Valor Compartido: el lado gris de la inclusión de la comunidad en la cadena de valor
Si aspiramos en serio a generar valor compartido para comunidades y empresas productivas, es indispensable modificar las prácticas habituales y abrirse al “co diseño” de los programas para llegar al resultado esperado.
Ximena Abogabir es Miembro del Directorio Fundación Casa de la Paz, interesada en diálogos generativos, construcción de acuerdos y empatía. Ashoka Fellow.
Una de las constataciones de la modernidad es que la “bala de plata” no existe y que en todas las soluciones para los problemas de hoy tienen un lado oscuro. Ocurre con las energías renovables no convencionales, la agricultura orgánica… y también con el valor compartido.
Esta propuesta proveniente de los académicos de la U. de Harvard –Michael Porter y Marc Kramer- propone incorporar a la comunidad local en la cadena de valor, invitando a las empresas a sumarse a los Gobiernos y la sociedad civil en la solución de los graves problemas sociales, aportando innovación en su plan de negocios.

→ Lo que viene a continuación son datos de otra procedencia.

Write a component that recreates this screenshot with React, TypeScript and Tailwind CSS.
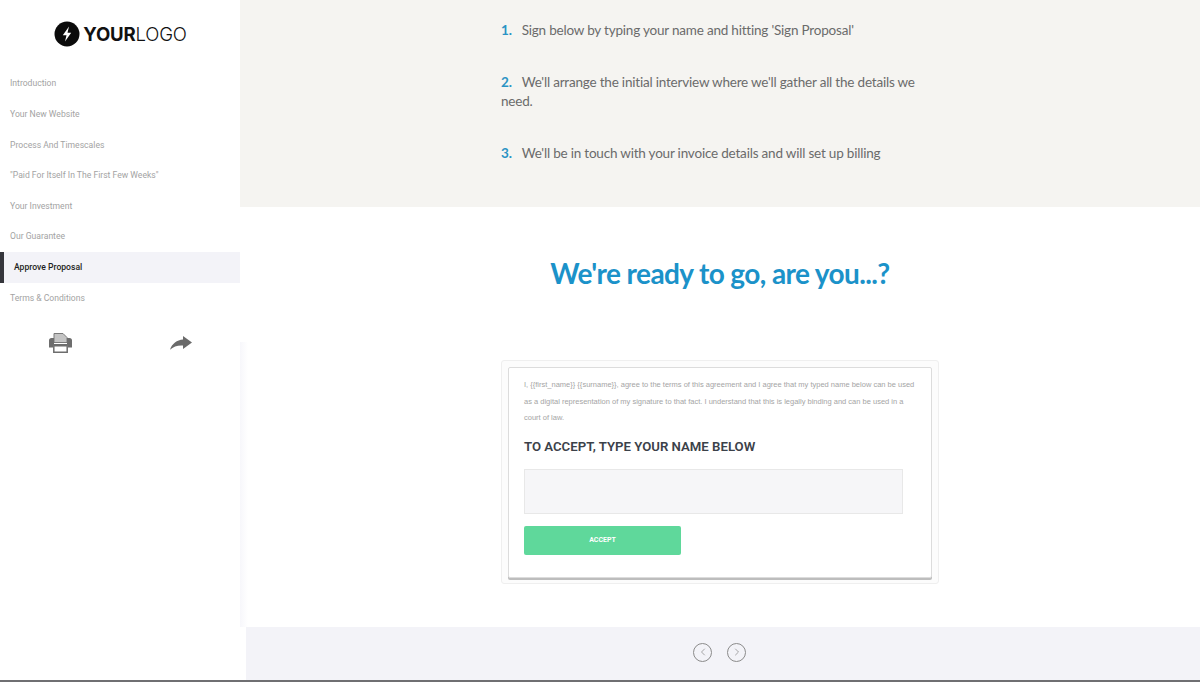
import React from 'react';
import { ChevronLeft, ChevronRight } from 'lucide-react';

const navItems = [
  'Introduction',
  'Your New Website',
  'Process And Timescales',
  '"Paid For Itself In The First Few Weeks"',
  'Your Investment',
  'Our Guarantee',
  'Approve Proposal',
  'Terms & Conditions',
];

const steps = [
  { n: '1.', text: "Sign below by typing your name and hitting 'Sign Proposal'", cls: 'mt-0' },
  { n: '2.', text: "We'll arrange the initial interview where we'll gather all the details we need.", cls: 'mt-[32px]' },
  { n: '3.', text: "We'll be in touch with your invoice details and will set up billing", cls: 'mt-[32px]' },
];

const agreement = [
  'I, {{first_name}} {{surname}}, agree to the terms of this agreement and I agree that my typed name below can be used',
  'as a digital representation of my signature to that fact. I understand that this is legally binding and can be used in a',
  'court of law.',
];

const PrinterIcon = () => (
  <svg width="23" height="20" viewBox="0 0 23 20" fill="none">
    <path d="M5 0.5h9l4 4v5H5z" fill="#c4c4c4" stroke="#7a7a7a" strokeWidth="1" />
    <path d="M2.5 5H5v6h13V5h2.5A2.500 2.500 0 0 1 23 7.500V14.500h-4V12H4v2.500H0V7.500A2.500 2.500 0 0 1 2.500 5z" fill="#6d6d6d" />
    <path d="M4.800 12.800h13.400v6.400H4.800z" fill="#fff" stroke="#6d6d6d" strokeWidth="1.500" />
  </svg>
);

const ShareIcon = () => (
  <svg width="22" height="14" viewBox="0 0 22 14" fill="#6a6a6a">
    <path d="M13 0l9 6.500-9 6.500V9.500C8 9 3.500 10.500 0 13.800 2 7.500 7 4 13 3.500z" />
  </svg>
);

const App: React.FC = () => {
  return (
    <div className="relative flex h-[682px] w-[1200px] overflow-hidden bg-white font-['Roboto',sans-serif]">
      <aside className="w-[240px] shrink-0 bg-white">
        <div className="flex h-[68px] items-center justify-center gap-[3px] pl-[1px]">
          <svg width="26" height="26" viewBox="0 0 26 26">
            <circle cx="13" cy="13" r="12.500" fill="#0b0b0b" />
            <path d="M15 5.500 8.800 14.200h3.700L11 20.500l6.200-8.700h-3.700z" fill="#fff" />
          </svg>
          <div className="font-['Inter',sans-serif] text-[18.600px] leading-[26px] tracking-[-0.2px] text-[#111]">
            <span className="font-bold">YOUR</span>
            <span className="font-light">LOGO</span>
          </div>
        </div>
        <nav className="pt-[0.500px]">
          {navItems.map((item) =>
            item === 'Approve Proposal' ? (
              <div key={item} className="flex h-[30.600px] items-center border-l-[4px] border-[#35363c] bg-[#f3f3f8] pl-[10px] text-[8.600px] font-medium text-[#1d1e22]">
                {item}
              </div>
            ) : (
              <div key={item} className="flex h-[30.600px] items-center pl-[10px] text-[8.600px] text-[#a3a3a3]">
                {item}
              </div>
            ),
          )}
        </nav>
        <div className="mt-[19.500px] flex items-center pl-[49px]">
          <PrinterIcon />
          <div className="ml-[98px]">
            <ShareIcon />
          </div>
        </div>
      </aside>

      <main className="flex min-w-0 flex-1 flex-col">
        <section className="h-[207px] bg-[#f5f4f1] pl-[261px] pr-[275px] pt-[21px] font-['Lato',sans-serif] text-[13.500px] leading-[19.500px] tracking-[-0.2px] text-[#6b6b6b]">
          {steps.map((s) => (
            <p key={s.n} className={s.cls}>
              <span className="mr-[10px] font-bold text-[#2a93c4]">{s.n}</span>
              {s.text}
            </p>
          ))}
        </section>

        <section className="flex flex-1 flex-col items-center bg-white">
          <h1 className="mt-[46px] font-['Lato',sans-serif] text-[28px] font-bold leading-[40px] tracking-[-0.6px] text-[#1b92c9]">
            We're ready to go, are you...?
          </h1>
          <div className="mt-[67px] h-[224px] w-[438px] rounded-[3px] border border-[#efefef] bg-[#fcfcfc] p-[6px]">
            <div className="h-[211px] rounded-[2px] border border-[#dcdcdc] bg-white px-[15px] pt-[9px] shadow-[0_2px_0_#bdbdbd]">
              <div className="whitespace-nowrap font-['Liberation_Sans',sans-serif] text-[7.500px] leading-[16.500px] text-[#a5a5a5]">
                {agreement.map((line) => (
                  <p key={line}>{line}</p>
                ))}
              </div>
              <h2 className="mt-[10px] text-[13.200px] font-semibold leading-[20px] text-[#3b4149]">TO ACCEPT, TYPE YOUR NAME BELOW</h2>
              <div className="mt-[12px] h-[45px] w-[379px] border border-[#e8e8e8] bg-[#f6f6f8]" />
              <button className="mt-[12px] block h-[29px] w-[157px] rounded-[2px] bg-[#5fd89b] text-[7px] font-bold text-white">ACCEPT</button>
            </div>
          </div>
        </section>

        <footer className="ml-[6px] flex h-[55px] items-center justify-center gap-[15px] bg-[#f3f3f8] pb-[5px] pr-[7px]">
          <span className="flex h-[19px] w-[19px] items-center justify-center rounded-full border border-[#8b8b8b] text-[#8b8b8b]">
            <ChevronLeft size={12} strokeWidth={1.5} />
          </span>
          <span className="flex h-[19px] w-[19px] items-center justify-center rounded-full border border-[#8b8b8b] text-[#8b8b8b]">
            <ChevronRight size={12} strokeWidth={1.5} />
          </span>
        </footer>
      </main>

      {/* soft edge of the sidebar over the white section */}
      <div className="absolute left-[240px] top-[342px] h-[285px] w-[8px] bg-gradient-to-r from-[#f7f7fb] to-white" />
      {/* dark rule along the bottom of the window */}
      <div className="absolute bottom-0 left-0 h-[2px] w-full bg-[#6f6f72]" />
    </div>
  );
};

export default App;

La generación de valor compartido también busca identificar las oportunidades de contratación de productos y servicios entre las personas que reciben impactos negativos, como fórmula para permitir que también se beneficien de los potenciales impactos positivos. Pero, si ello no se realiza con cuidado, puede desembocar en un gran pecado social: la aculturación y división de la comunidad.
Cuando un grupo humano vive generación tras generación en una misma localidad, suele desarrollar un estilo de vida acorde a su cosmovisión y una forma de convivencia que le permite adoptar acuerdos participativos. Cuando aparecen las grandes empresas -mayoritariamente las preocupadas por este tema son grandes- y comienzan a relacionarse con los actores locales, pueden adoptar una postura arrogante: acá venimos los “modernos” a ayudar a ustedes los “atrasado” a ser más parecidos a nosotros. Posiblemente sin la intención de hacerlo, desvalorizan la cultura reinante y parten de la base que el acceso a trabajo y a productos y servicios, generará una actitud de aprobación al nuevo proyecto.
Pero, ello no necesariamente es así. Para los lugareños, aprender a relacionarse con las grandes compañías y sus estándares, significa un gran cambio en la percepción del rol productivo, que además puede implicar un abandono de de roles tradicionales ligados con el cultivo de la tierra. A menudo son los varones jóvenes quienes se sienten más atraídos por la posibilidad de incorporarse a la nueva cultura, abandonando y a veces desdeñando los saberes, creencias y tradiciones de sus mayores. Incluso puede surgir una división en la comunidad, entre los que lo lograron (y ven aumentados sus ingresos) y quienes no quisieron o no pudieron y permanecen en una situación igual o peor que antes.
¿Es posible conciliar lo mejor de ambos mundos? A juicio de Kramer, es esencial asumir y gestionar desde un inicio la potencial aculturación y división de las comunidades como un riesgo. Cuando la compañía recluta a trabajadores locales, debe incluir el valor de su cultura en las capacitaciones, particularmente en educación y salud. También puede instalar capacidades de liderazgo entre los futuros empleados y potenciar su compromiso con la comunidad, explicitando la aspiración a que su relación con la empresa no los aleje de sus pares, sino que devenga en una oportunidad de impulsar un proceso de desarrollo local con pertinencia cultural. Además puede invitarlos a convertirse en agentes de comunicación y “traducción” entre comunidades y empresa, por ejemplo, organizando monitoreos participativos, dada su comprensión de asuntos técnicos y de la cultura ancestral.
Impulsar procesos de desarrollo con pertinencia cultural es complejo y sus frutos tardan en madurar. Si aspiramos en serio a generar valor compartido para comunidades y empresas productivas, es indispensable modificar las prácticas habituales y abrirse al “co diseño” de los programas para llegar al resultado esperado. De lo contrario, el concepto de “valor compartido” puede pasar a la historia como otra herramienta para manipular la voluntad de las comunidades.